The Chinese company CMEC, already building the Lobito Refinery, and Gemcorp, a partner of Sonangol in Cabinda, are waiting in the wings. Whoever takes over will enjoy the same mega tax and customs benefits granted to the Cabinda refinery. The expected termination of the contract with the Quanten consortium, winner of the 2021 international public tender to build the Soyo Refinery, now seems to be only a matter of time — even the Minister of Petroleum, Diamantino de Azevedo, has suggested it is inevitable.

Four years on, the joint venture made up of U.S. companies Quanten LLC, TGT Inc., Aurum & Sharp LLC, and Angola’s ATIS Nebest has still not secured the necessary financing for the project, prompting the Government to lose patience and prepare an alternative solution for the refinery, which was originally scheduled to come online this year. On the Angolan side, the joint venture includes businessmen Dionísio Viegas and José Puna Zau, former Deputy Minister of Public Works.
After the groundbreaking ceremony in May 2022, the project — designed to process up to 100,000 barrels of oil per day — has seen no further progress. In fact, Quanten Consortium LLC was already given an ultimatum in June 2024. The Minister of Mineral Resources, Petroleum and Gas, speaking in Parliament, said: “The company faces major difficulties in securing financing for the project. If it fails, we will have to terminate the contract and seek another alternative.”
At the inauguration ceremony of the Cabinda Refinery, the minister stated that the Soyo project contract is being “re-evaluated due to the constraints presented by the private promoter,” namely Quanten.

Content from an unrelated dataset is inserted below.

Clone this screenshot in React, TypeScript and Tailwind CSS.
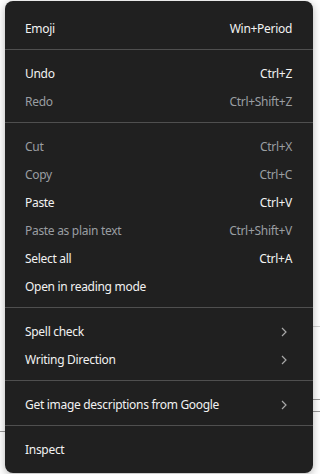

The key obstacle to the Americans remaining in the Soyo Refinery project is their inability to mobilize the USD 3.5 billion required for the project. This comes amid a global context of increasingly limited financing for fossil fuel projects, as the world accelerates the energy transition toward cleaner, renewable sources.
If the termination goes ahead, the most likely candidates to take over are China’s CMEC (promoters of the Lobito Refinery) or Gemcorp, which just inaugurated the first production phase of the Cabinda Refinery. They ranked second and third, respectively, in the public tender that initially awarded the project to Quanten. At least that is what the law prescribes, although it has not always been followed — as with the Cabinda Refinery, which was directly awarded without a tender.
The Government has a bargaining chip to attract private investors for Soyo and other potential refineries: granting them the same tax and customs benefits offered to the Cabinda Refinery, as President João Lourenço confirmed this week during the inauguration ceremony, in response to a question from Expansão.
The contract with the U.S.-Angolan joint venture was signed under a public-private partnership (PPP) using the BOO model (Build-Own-Operate). Under this model, the winning company designs, builds, operates, and retains ownership of the infrastructure indefinitely or for a very long period, unlike BOT (Build-Operate-Transfer), where ownership is transferred to the client (the State) at the end of the contract.
The Soyo Refinery was first announced in 2015, during the government of José Eduardo dos Santos. At that time, it was a partnership between CIF and Sonangol, later suspended after the arrest in Asia of Xu Jinghua “Sam Pa,” the main shareholder of China International Fund (CIF).